__Instructions for the task__.
Set the data down again, exactly as it reads, but without the pictures.

__Data excerpt__.
----
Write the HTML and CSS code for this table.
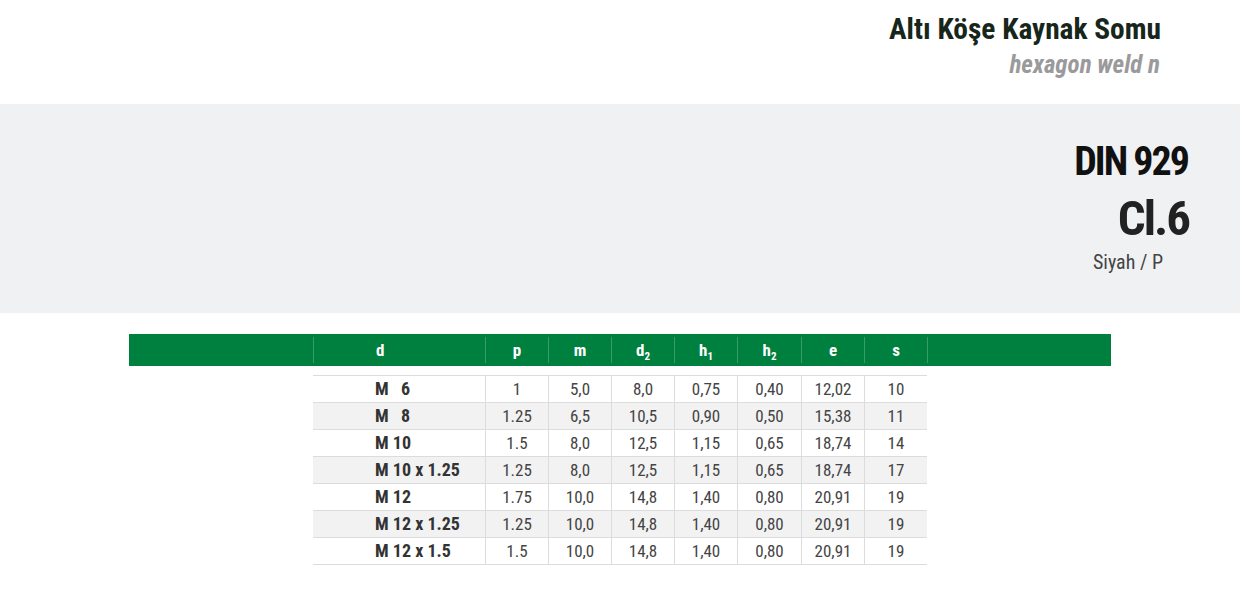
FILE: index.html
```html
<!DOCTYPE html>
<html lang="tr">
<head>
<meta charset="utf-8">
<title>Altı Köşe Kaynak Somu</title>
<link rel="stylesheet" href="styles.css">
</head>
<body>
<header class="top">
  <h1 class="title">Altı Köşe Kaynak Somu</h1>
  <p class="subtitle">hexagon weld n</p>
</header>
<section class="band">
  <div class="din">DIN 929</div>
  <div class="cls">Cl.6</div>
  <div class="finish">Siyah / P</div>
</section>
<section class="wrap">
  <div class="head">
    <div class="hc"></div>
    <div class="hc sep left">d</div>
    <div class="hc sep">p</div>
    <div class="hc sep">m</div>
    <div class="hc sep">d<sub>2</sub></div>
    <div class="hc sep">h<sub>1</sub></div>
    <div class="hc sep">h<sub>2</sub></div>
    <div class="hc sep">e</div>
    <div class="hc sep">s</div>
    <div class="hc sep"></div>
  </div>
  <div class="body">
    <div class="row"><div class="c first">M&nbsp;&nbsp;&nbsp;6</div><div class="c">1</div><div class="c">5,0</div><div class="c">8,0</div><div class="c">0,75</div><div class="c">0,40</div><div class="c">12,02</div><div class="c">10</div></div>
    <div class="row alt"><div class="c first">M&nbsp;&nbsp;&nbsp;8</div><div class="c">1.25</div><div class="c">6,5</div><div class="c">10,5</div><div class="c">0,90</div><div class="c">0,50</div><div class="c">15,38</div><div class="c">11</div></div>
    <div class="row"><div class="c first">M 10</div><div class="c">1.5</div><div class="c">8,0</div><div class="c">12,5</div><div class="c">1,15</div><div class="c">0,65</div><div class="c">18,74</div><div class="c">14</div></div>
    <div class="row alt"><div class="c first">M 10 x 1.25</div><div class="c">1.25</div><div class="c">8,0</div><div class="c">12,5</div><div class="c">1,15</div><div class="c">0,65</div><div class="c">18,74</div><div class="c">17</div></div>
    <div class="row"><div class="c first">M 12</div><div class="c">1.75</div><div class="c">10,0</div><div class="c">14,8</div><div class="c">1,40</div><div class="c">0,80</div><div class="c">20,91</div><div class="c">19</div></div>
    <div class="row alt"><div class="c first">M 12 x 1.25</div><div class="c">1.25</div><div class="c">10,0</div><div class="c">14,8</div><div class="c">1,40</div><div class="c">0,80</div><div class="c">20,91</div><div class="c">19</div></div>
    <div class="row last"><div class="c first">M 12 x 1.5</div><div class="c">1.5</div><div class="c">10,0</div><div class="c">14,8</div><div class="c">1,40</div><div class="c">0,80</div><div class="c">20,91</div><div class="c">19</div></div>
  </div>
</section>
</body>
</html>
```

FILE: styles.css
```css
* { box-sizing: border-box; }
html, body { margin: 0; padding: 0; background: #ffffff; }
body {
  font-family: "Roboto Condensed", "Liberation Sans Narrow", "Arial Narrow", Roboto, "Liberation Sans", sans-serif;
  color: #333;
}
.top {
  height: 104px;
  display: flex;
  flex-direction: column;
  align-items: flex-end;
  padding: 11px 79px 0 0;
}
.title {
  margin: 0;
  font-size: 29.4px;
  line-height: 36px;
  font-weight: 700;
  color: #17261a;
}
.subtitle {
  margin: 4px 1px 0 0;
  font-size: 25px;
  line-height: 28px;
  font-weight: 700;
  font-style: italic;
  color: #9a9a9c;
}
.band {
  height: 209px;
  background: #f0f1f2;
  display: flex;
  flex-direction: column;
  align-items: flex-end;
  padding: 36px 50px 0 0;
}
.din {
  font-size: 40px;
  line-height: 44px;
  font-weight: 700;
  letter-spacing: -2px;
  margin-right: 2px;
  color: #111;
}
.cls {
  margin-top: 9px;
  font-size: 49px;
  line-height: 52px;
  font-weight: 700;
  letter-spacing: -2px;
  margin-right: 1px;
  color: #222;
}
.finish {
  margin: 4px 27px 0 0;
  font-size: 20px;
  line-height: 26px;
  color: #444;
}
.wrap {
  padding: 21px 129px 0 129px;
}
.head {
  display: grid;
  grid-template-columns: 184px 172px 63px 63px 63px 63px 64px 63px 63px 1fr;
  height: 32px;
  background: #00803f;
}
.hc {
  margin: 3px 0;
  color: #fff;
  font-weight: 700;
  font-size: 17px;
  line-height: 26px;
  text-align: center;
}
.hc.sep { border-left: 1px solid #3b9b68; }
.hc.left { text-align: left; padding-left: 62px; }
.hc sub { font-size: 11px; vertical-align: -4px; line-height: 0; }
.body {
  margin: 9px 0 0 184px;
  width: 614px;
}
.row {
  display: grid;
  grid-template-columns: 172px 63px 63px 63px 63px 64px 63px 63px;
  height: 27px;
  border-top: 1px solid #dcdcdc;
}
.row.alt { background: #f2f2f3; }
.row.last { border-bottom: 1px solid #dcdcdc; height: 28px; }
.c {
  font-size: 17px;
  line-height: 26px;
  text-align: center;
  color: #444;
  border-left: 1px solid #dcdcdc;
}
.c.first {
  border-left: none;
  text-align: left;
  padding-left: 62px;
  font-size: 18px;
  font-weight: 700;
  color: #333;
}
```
----
__Full output__.
Write the HTML and CSS code for this table.
FILE: index.html
```html
<!DOCTYPE html>
<html lang="tr">
<head>
<meta charset="utf-8">
<title>Altı Köşe Kaynak Somu</title>
<link rel="stylesheet" href="styles.css">
</head>
<body>
<header class="top">
  <h1 class="title">Altı Köşe Kaynak Somu</h1>
  <p class="subtitle">hexagon weld n</p>
</header>
<section class="band">
  <div class="din">DIN 929</div>
  <div class="cls">Cl.6</div>
  <div class="finish">Siyah / P</div>
</section>
<section class="wrap">
  <div class="head">
    <div class="hc"></div>
    <div class="hc sep left">d</div>
    <div class="hc sep">p</div>
    <div class="hc sep">m</div>
    <div class="hc sep">d<sub>2</sub></div>
    <div class="hc sep">h<sub>1</sub></div>
    <div class="hc sep">h<sub>2</sub></div>
    <div class="hc sep">e</div>
    <div class="hc sep">s</div>
    <div class="hc sep"></div>
  </div>
  <div class="body">
    <div class="row"><div class="c first">M&nbsp;&nbsp;&nbsp;6</div><div class="c">1</div><div class="c">5,0</div><div class="c">8,0</div><div class="c">0,75</div><div class="c">0,40</div><div class="c">12,02</div><div class="c">10</div></div>
    <div class="row alt"><div class="c first">M&nbsp;&nbsp;&nbsp;8</div><div class="c">1.25</div><div class="c">6,5</div><div class="c">10,5</div><div class="c">0,90</div><div class="c">0,50</div><div class="c">15,38</div><div class="c">11</div></div>
    <div class="row"><div class="c first">M 10</div><div class="c">1.5</div><div class="c">8,0</div><div class="c">12,5</div><div class="c">1,15</div><div class="c">0,65</div><div class="c">18,74</div><div class="c">14</div></div>
    <div class="row alt"><div class="c first">M 10 x 1.25</div><div class="c">1.25</div><div class="c">8,0</div><div class="c">12,5</div><div class="c">1,15</div><div class="c">0,65</div><div class="c">18,74</div><div class="c">17</div></div>
    <div class="row"><div class="c first">M 12</div><div class="c">1.75</div><div class="c">10,0</div><div class="c">14,8</div><div class="c">1,40</div><div class="c">0,80</div><div class="c">20,91</div><div class="c">19</div></div>
    <div class="row alt"><div class="c first">M 12 x 1.25</div><div class="c">1.25</div><div class="c">10,0</div><div class="c">14,8</div><div class="c">1,40</div><div class="c">0,80</div><div class="c">20,91</div><div class="c">19</div></div>
    <div class="row last"><div class="c first">M 12 x 1.5</div><div class="c">1.5</div><div class="c">10,0</div><div class="c">14,8</div><div class="c">1,40</div><div class="c">0,80</div><div class="c">20,91</div><div class="c">19</div></div>
  </div>
</section>
</body>
</html>
```

FILE: styles.css
```css
* { box-sizing: border-box; }
html, body { margin: 0; padding: 0; background: #ffffff; }
body {
  font-family: "Roboto Condensed", "Liberation Sans Narrow", "Arial Narrow", Roboto, "Liberation Sans", sans-serif;
  color: #333;
}
.top {
  height: 104px;
  display: flex;
  flex-direction: column;
  align-items: flex-end;
  padding: 11px 79px 0 0;
}
.title {
  margin: 0;
  font-size: 29.4px;
  line-height: 36px;
  font-weight: 700;
  color: #17261a;
}
.subtitle {
  margin: 4px 1px 0 0;
  font-size: 25px;
  line-height: 28px;
  font-weight: 700;
  font-style: italic;
  color: #9a9a9c;
}
.band {
  height: 209px;
  background: #f0f1f2;
  display: flex;
  flex-direction: column;
  align-items: flex-end;
  padding: 36px 50px 0 0;
}
.din {
  font-size: 40px;
  line-height: 44px;
  font-weight: 700;
  letter-spacing: -2px;
  margin-right: 2px;
  color: #111;
}
.cls {
  margin-top: 9px;
  font-size: 49px;
  line-height: 52px;
  font-weight: 700;
  letter-spacing: -2px;
  margin-right: 1px;
  color: #222;
}
.finish {
  margin: 4px 27px 0 0;
  font-size: 20px;
  line-height: 26px;
  color: #444;
}
.wrap {
  padding: 21px 129px 0 129px;
}
.head {
  display: grid;
  grid-template-columns: 184px 172px 63px 63px 63px 63px 64px 63px 63px 1fr;
  height: 32px;
  background: #00803f;
}
.hc {
  margin: 3px 0;
  color: #fff;
  font-weight: 700;
  font-size: 17px;
  line-height: 26px;
  text-align: center;
}
.hc.sep { border-left: 1px solid #3b9b68; }
.hc.left { text-align: left; padding-left: 62px; }
.hc sub { font-size: 11px; vertical-align: -4px; line-height: 0; }
.body {
  margin: 9px 0 0 184px;
  width: 614px;
}
.row {
  display: grid;
  grid-template-columns: 172px 63px 63px 63px 63px 64px 63px 63px;
  height: 27px;
  border-top: 1px solid #dcdcdc;
}
.row.alt { background: #f2f2f3; }
.row.last { border-bottom: 1px solid #dcdcdc; height: 28px; }
.c {
  font-size: 17px;
  line-height: 26px;
  text-align: center;
  color: #444;
  border-left: 1px solid #dcdcdc;
}
.c.first {
  border-left: none;
  text-align: left;
  padding-left: 62px;
  font-size: 18px;
  font-weight: 700;
  color: #333;
}
```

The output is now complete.